What the task requires: Return the number of lines holding "styles", with nothing added.

Given material:
+ + + +
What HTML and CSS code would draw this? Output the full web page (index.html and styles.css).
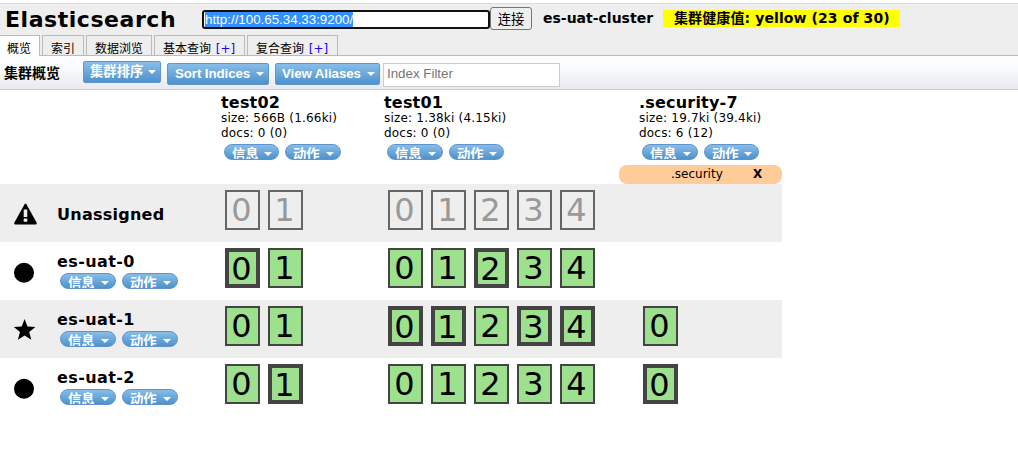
FILE: index.html
```html
<!DOCTYPE html>
<html lang="zh">
<head>
<meta charset="utf-8">
<title>Elasticsearch</title>
<link rel="stylesheet" href="styles.css">
</head>
<body>
<header class="header">
  <div class="top">
    <h1 class="title">Elasticsearch</h1>
    <div class="uri"><span class="selected">http://100.65.34.33:9200/</span></div>
    <button class="connect">连接</button>
    <span class="cluster">es-uat-cluster</span>
    <span class="health">集群健康值: yellow (23 of 30)</span>
  </div>
  <nav class="tabs">
    <div class="tab active w40">概览</div>
    <div class="tab w42">索引</div>
    <div class="tab w66">数据浏览</div>
    <div class="tab w91">基本查询 <span class="add">[+]</span></div>
    <div class="tab w91">复合查询 <span class="add">[+]</span></div>
  </nav>
</header>
<div class="toolbar">
  <span class="heading">集群概览</span>
  <button class="btn sort">集群排序<i class="arrow"></i></button>
  <button class="btn indices">Sort Indices<i class="arrow"></i></button>
  <button class="btn aliases">View Aliases<i class="arrow"></i></button>
  <input class="filter" placeholder="Index Filter">
</div>
<main class="grid">
  <div class="row heads">
    <div class="node"></div>
    <div class="index a"><h2>test02</h2><p>size: 566B (1.66ki)</p><p>docs: 0 (0)</p>
      <div class="pills"><span class="pill narrow">信息<i class="arrow"></i></span><span class="pill">动作<i class="arrow"></i></span></div></div>
    <div class="index b"><h2>test01</h2><p>size: 1.38ki (4.15ki)</p><p>docs: 0 (0)</p>
      <div class="pills"><span class="pill">信息<i class="arrow"></i></span><span class="pill narrow">动作<i class="arrow"></i></span></div></div>
    <div class="index c"><h2>.security-7</h2><p>size: 19.7ki (39.4ki)</p><p>docs: 6 (12)</p>
      <div class="pills"><span class="pill">信息<i class="arrow"></i></span><span class="pill narrow">动作<i class="arrow"></i></span></div>
      <div class="alias"><span>.security</span><b>X</b></div></div>
  </div>
  <div class="row shade">
    <div class="node"><svg class="icon" viewBox="0 0 24 24"><path d="M11.6 1.2Q12.5 -.2 13.4 1.2L23.6 19.6Q24.2 21.6 22.6 21.6H2.4Q.8 21.6 1.4 19.6Z"/><path class="cut" d="M10.7 6.5h3.6v7.4h-3.6zM10.7 15.6h3.6v3.2h-3.6z"/></svg><div class="name">Unassigned</div></div>
    <div class="shards a"><b class="shard un">0</b><b class="shard un">1</b></div>
    <div class="shards b"><b class="shard un">0</b><b class="shard un">1</b><b class="shard un">2</b><b class="shard un">3</b><b class="shard un">4</b></div>
    <div class="shards c"></div>
  </div>
  <div class="row">
    <div class="node"><svg class="icon" viewBox="0 0 24 24"><circle cx="11" cy="11.8" r="10"/></svg>
      <div class="info"><div class="name">es-uat-0</div><div class="pills"><span class="pill">信息<i class="arrow"></i></span><span class="pill">动作<i class="arrow"></i></span></div></div></div>
    <div class="shards a"><b class="shard primary">0</b><b class="shard">1</b></div>
    <div class="shards b"><b class="shard">0</b><b class="shard">1</b><b class="shard primary">2</b><b class="shard">3</b><b class="shard">4</b></div>
    <div class="shards c"></div>
  </div>
  <div class="row shade">
    <div class="node"><svg class="icon" viewBox="0 0 24 24"><path d="M11.6 0 14.5 7.4 22.4 8 16.2 13 18.3 20.7 11.6 16.4 4.9 20.7 7 13 .8 8 8.7 7.4Z"/></svg>
      <div class="info"><div class="name">es-uat-1</div><div class="pills"><span class="pill">信息<i class="arrow"></i></span><span class="pill">动作<i class="arrow"></i></span></div></div></div>
    <div class="shards a"><b class="shard">0</b><b class="shard">1</b></div>
    <div class="shards b"><b class="shard primary">0</b><b class="shard primary">1</b><b class="shard">2</b><b class="shard primary">3</b><b class="shard primary">4</b></div>
    <div class="shards c"><b class="shard">0</b></div>
  </div>
  <div class="row">
    <div class="node"><svg class="icon" viewBox="0 0 24 24"><circle cx="11" cy="11.8" r="10"/></svg>
      <div class="info"><div class="name">es-uat-2</div><div class="pills"><span class="pill">信息<i class="arrow"></i></span><span class="pill">动作<i class="arrow"></i></span></div></div></div>
    <div class="shards a"><b class="shard">0</b><b class="shard primary">1</b></div>
    <div class="shards b"><b class="shard">0</b><b class="shard">1</b><b class="shard">2</b><b class="shard">3</b><b class="shard">4</b></div>
    <div class="shards c"><b class="shard primary">0</b></div>
  </div>
</main>
</body>
</html>
```
FILE: styles.css
```css
* { box-sizing: border-box; }
body { margin: 0; padding-top: 3px; background: #fff; color: #000; font: 12px/15px "DejaVu Sans", "Noto Sans CJK SC", sans-serif; overflow: hidden; white-space: nowrap; }
h1, h2, p { margin: 0; }
button { font: inherit; padding: 0; }
.header { height: 53px; background: #eee; border-top: 1px solid #ddd; border-bottom: 1px solid #bbb; }
.top { display: flex; align-items: flex-start; height: 31px; }
.title { width: 202px; padding-left: 5px; font-size: 22px; line-height: 31px; letter-spacing: .55px; }
.uri { width: 288px; height: 19px; margin-top: 6px; padding-left: 1px; border: 2px solid #101010; border-radius: 3px; background: #fff; font: 13.33px/15px "Liberation Sans", Arial, sans-serif; }
.selected { display: inline-block; height: 15px; background: #3390ff; color: #fff; }
.connect { width: 42px; height: 23px; margin-top: 3px; border: 1px solid #767676; border-radius: 3px; background: #efefef; color: #000; font-size: 13.33px; line-height: 23px; }
.cluster, .health { flex: none; height: 17px; margin-top: 6px; font-size: 14px; line-height: 17px; font-weight: bold; }
.cluster { width: 120px; margin-left: 11px; }
.health { width: 237px; padding-left: 11px; background: #ff0; letter-spacing: .1px; }
.tabs { display: flex; gap: 2px; height: 21px; }
.tab { height: 20px; padding: 4px 0 0 8px; border: 1px solid #bbb; border-bottom: 0; line-height: 18px; overflow: hidden; }
.tab.active { height: 21px; padding-left: 7px; border-left: 0; background: #fff; }
.w40 { width: 40px; }
.w42 { width: 42px; }
.w66 { width: 66px; }
.w91 { width: 91px; }
.add { margin-left: 1px; color: #20f; }
.toolbar { display: flex; height: 34px; padding: 5px 0 0 4px; border-bottom: 1px solid #ccc; background: linear-gradient(#fffdfe, #f8fcfe 35%, #f5f5f5 55%, #e9eaf1); }
.heading { width: 79px; font-size: 14px; line-height: 25px; font-weight: bold; }
.btn { display: flex; align-items: center; justify-content: space-between; height: 22px; padding: 0 4px 0 7px; border: 1px solid #6096cd; border-radius: 2px; background: linear-gradient(#88bde8, #4e92cc); color: #fff; font: bold 13.33px/20px "Liberation Sans", "Noto Sans CJK SC", sans-serif; letter-spacing: -.1px; }
.sort { width: 78px; padding-left: 6px; line-height: 22px; letter-spacing: 0; }
.indices { width: 102px; margin: 2px 0 0 6px; }
.aliases { width: 105px; margin: 2px 0 0 6px; padding-left: 6px; }
.arrow { width: 0; height: 0; border: 4px solid transparent; border-top-color: #fff; border-bottom: 0; }
.filter { width: 177px; height: 24px; margin: 2px 0 0 3px; padding: 0 3px 3px; border: 1px solid #ccc; background: #fff; font: 13.33px "Liberation Sans", sans-serif; }
.filter::placeholder { color: #757575; }
.grid { width: 782px; }
.row { display: flex; height: 58px; }
.row.heads { height: 94px; }
.shade { background: #eee; }
.node { display: flex; width: 221px; padding-left: 13px; }
.row:not(.heads) .node { align-items: center; }
.icon { flex: none; width: 24px; height: 24px; margin-top: 3px; }
.cut { fill: #eee; }
.name { font-size: 16px; line-height: 18px; font-weight: bold; letter-spacing: .25px; }
.info .name { letter-spacing: .4px; }
.icon + .name { margin: 3px 0 0 20px; }
.info { align-self: flex-start; padding: 11px 0 0 20px; }
.info .pills { margin-top: 2px; }
.index { padding-top: 4px; }
.index p { letter-spacing: .2px; }
.a { width: 163px; }
.b { width: 255px; }
.c { width: 143px; }
.index h2 { font-size: 16px; line-height: 17px; letter-spacing: .2px; }
.pills { display: flex; gap: 6px; padding-left: 3px; }
.index .pills { margin-top: 3px; }
.pill { display: flex; width: 56px; height: 16px; padding: 2px 6px 0 7px; justify-content: space-between; border: 1px solid #5f93cc; border-radius: 8px; background: linear-gradient(#88bde8, #4e92cc); color: #fff; font: bold 13.33px/16px "Liberation Sans", "Noto Sans CJK SC", sans-serif; overflow: hidden; }
.pill.narrow { width: 55px; }
.pill .arrow { margin-top: 5px; }
.alias { display: flex; width: 163px; height: 19px; margin: 5px 0 0 -20px; padding-left: 52px; border-radius: 8px; background: #fc9; line-height: 19px; }
.alias span { width: 82px; }
.shards { display: flex; gap: 8px; padding: 6px 0 0 4px; }
.shard { width: 35px; height: 40px; border: 2px solid #444; background: #9de08d; font-size: 32px; line-height: 36px; font-weight: normal; text-align: center; padding-right: 2px; }
.primary { border-width: 4px; line-height: 34px; }
.un { border-color: #666; background: #eee; color: #999; }
```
+ + + +
Problem solution: 3